The reason bindless works is because of the MakeResident call, which explicitly forbids the implementation from changing or moving the buffer object’s location in memory.
in the fermi block diagram i can see texture units, vertex fetch units, tesselators, viewport transform units, attribute setup units, stream output units, rasterisation engines, memory controllers and a gigathread engine
All of which are fixed functionality, not arbitrary shader processors.
No synchronisation is required, commands to alter objects will simply be queued and executed between frames.
Queued by what? And if such queuing were possible, why isn’t it done now? How do you define a “frame”? When does the state actually change? And how big exactly are these objects? If I’m trying to render 10,000 copies of something, which would have been child’s play with instancing, is that going to require 10,000 objects?

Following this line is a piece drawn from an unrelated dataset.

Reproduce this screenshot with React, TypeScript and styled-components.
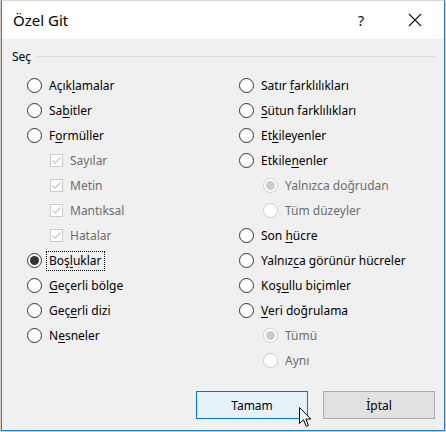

And how does this interact with non-traditional rendering models, like rendering a GUI (typically ad-hoc, without a lot of formal objects for each element) or deferred rendering (the number of passes in the deferred part is based on the number of lights in the scene)?
I am not talking about adding a new stage, i am talking about using the existing NVIDIA gigathread engine or AMD command processor in a slightly different way.
Except that the command processors in question do not execute arbitrary code. They are incapable of processing a state graph. Command processors are very simple pieces of hardware. They execute a FIFO who’s commands are very limited. Set registers, execute rendering, clear cache X, etc. All very trivial.
I would at least like to see Immutable Material objects added on July 25th (Siggraph), after all, this is basically the same as was proposed for Longs Peak back in 2007.
A query that asks the driver for a list giving the most efficient ordering of the material state changes would be nice too…
These two things act as cross-purposes. Immutable combinations of program objects and the particular set of uniforms they use are not the most efficient way to go.
For example, let’s say you have 7 objects. 3 use program A and 4 use program B. Even though they use different programs, they share a UBO between them all. And two of the objects that use program A share a UBO, as do 2 of the objects that use program B.
Ignoring all other state, this leads to the following sequence of bind and rendering commands:
1: Bind program B.
2: Bind common UBO to the common UBO slot (say, slot 7).
3: Bind shared UBO to slot 0.
4: Render object 1.
5: Render object 2.
6: Bind UBO to slot 0.
7: Render object 3.
8: Bind UBO to slot 0.
9: Render object 4.
10: Bind program A.
11: Bind shared UBO to slot 0.
12: Render object 5.
13: Render object 6.
14: Bind UBO to slot 0.
15: Render object 7.
Now, let’s compare this to what you would have to do with immutable “material” objects:
1: Bind object 1’s material.
2: Render object 1.
3: Bind object 2’s material.
4: Render object 2.
5: Bind object 3’s material.
6: Render object 3.
7: Bind object 4’s material.
8: Render object 4.
9: Bind object 5’s material.
10: Render object 5.
11: Bind object 6’s material.
12: Render object 6.
13: Bind object 7’s material.
14: Render object 7.
Looks more efficient, right? You don’t have all of those separate binds that we did in the first one.
However, what you’re not seeing is one simple fact: those binds don’t go away just because we happen to be using an immutable material.
Every time you bind one of these material objects, one of two things has to happen. Either the driver has to be stupid, or it has to be smart.
If the driver is stupid, then it will internally bind all of the state, even if that state was previously bound. So in the above case, we get a performance penalty for binding a common UBO 6 extra times.
If the driver is smart, then it will examine the old material and the new, changing only the state that is necessary to change. The problem here is that there’s no need for that. The driver is wasting time doing something that the application could do much more easily.
The application knows that all of these objects share a certain UBO. The driver doesn’t have to check on every bind whether the incoming material uses a different UBO in that slot; we know it doesn’t. So why make the driver do the work?
Now, you could say that we would have to do the same thing on the CPU. Except that’s not true. The work that the driver does to detect whether there is a shared uniform buffer being used is a lot harder than it is on the client side. Objects that share UBOs likely have other traits in common. Traits that can be used to sort the rendering list properly. Traits the driver does not have.
Doing a sort operation on the list of rendered objects will buy you more performance than immutable materials, even in the case where drivers are written to avoid redundant state changes. And if the drivers are written stupidly, you’re in a world of hurt.
I would rather have low-level drivers that do exactly and only what they’re told, rather than drivers that have to figure out stuff I already know.